Tuesday, August 21, 2007

Queer in the Age of Torture

By Kelly Jean Cogswell

For the last couple of weeks, French newsstands have been displaying this beefcake in a red speedo. He's got his hands behind his head and arches just a little to emphasize his bare naked chest. It's the cover of the struggling gay rag Tetu, but I'm not tempted to buy it.

The white, unmarked flesh seems so vulnerable plastered there in the plexiglass booth. I can't help but wonder what they'd do to it in Guantanamo or one of those secret prisons in Egypt where they practice torture, often on queers.

Sometimes I imagine the perfect pecs shot through with arrows like St. Sebastian. Other times, I see the body with a heap of others, blinded with hoods, piled naked on a cold concrete floor with Private Lindy England smiling over them right at the camera.

Then I think of Matthew Shepard beaten and left to die tied to a fence in Wyoming, and David Wojnarowicz whose flesh was mortified more slowly by AIDS because there were no ARVs yet, and who cared about another dead fag? "If you want to stop AIDS shoot the queers," said one Texas governor.

We think we're safe now. In America, this week alone, we have all the Democratic candidates crowding the civil union bandwagon or leaping on the gay marriage horse, promising to dismantle the Defense of Marriage Act, and the Don't Ask, Don't Tell policy for homo soldiers.

Lutherans have even cracked open the gates to heaven. The denomination still bars us from being openly queer in the ministry, but now recommends to its bishops that they pray a lot before dumping us like hot fag potatoes if we somehow come out. In 2009 they hope to come to some kind of consensus about "human sexuality" and until then, caution is the better part of velour, and don't throw bricks at glass menageries.

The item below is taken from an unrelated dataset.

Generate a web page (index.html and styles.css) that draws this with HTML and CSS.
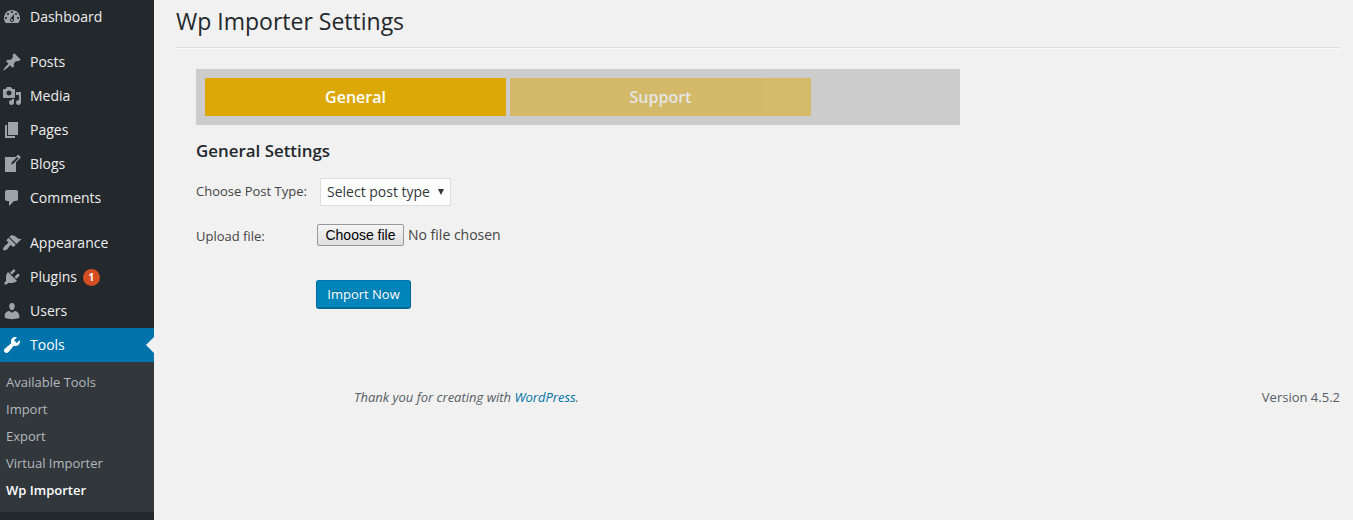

There's one current moving forward, and one underneath tugging back. Either could drown us.

Think about it. What the Lutheran decision really means is that homophobic pastors are asked to stay their hands while in the backrooms of churches a bunch of others discuss us like plants or animals, considering whether we have souls, if we can serve God, be blessed in a union. If anybody wants to know how many of us can dance on the head of a pin, tell them about 982 fit, but only if we do the rumba.

Can progress root itself in this kind of shame? If it does, will it last? They hate us so much. And our meager gains aren't written in stone. Look at Roe v. Wade. After a couple of years under Bush, the decision that gave women control over basic little things like bearing children has eroded like the Jersey shoreline.

The gains of women and queers have almost always been linked. Maybe the losses will be, too. Maybe they are already, all those anti-gay marriage amendments thriving in individual States.

No matter how many times we've tried to sanitize our image, replacing drag queens and leather bears and dykes on bikes with two guys or two girls in tuxedoes, kissing chastely in front of a judge, declaring gay rights to be all about love and families, sir, please give us gay marriage, the hets still see boys in speedos rolling around on their sanctuary floors.

That's dangerous for us in the age of torture, when sex is a tool for humiliation and bodies alone are almost as superfluous as the limbs of our soldiers in Iraq. We've become hardened to words like waterboarding, stress positions, isolation. We saw corpses floating in New Orleans, lying bloated in muddy gutters, but we went on.

Justice with her blind eyes and sword isn't enough. You can't ask her for compassion, just dollars on the barrelhead when victims sue. Me, I prefer slatternly Liberty with her tits spilling from her dress leading a ragtag band to freedom. Perhaps soon in America there will be an epic battle like Godzilla and Mothra, but with Justice and Liberty duking it out.

It would be better if they worked together, but I don't see it happening. I don't see much of anything lately but unguarded flesh and a bruising world, an America that's turned her eyes away from what her hands do.

If words don't work, I'm not sure demos do either. There's something to the Buddhists priests that set themselves alight in protest. It's a last resort though. For when things get dire enough. The problem is yesterday was already bad. When will we know it's too much?

And will we even dare act? Queers think fondly of Stonewall, but most of us, if handed a bottle and pointed towards the plate glass window, would never have the guts to rare back and throw.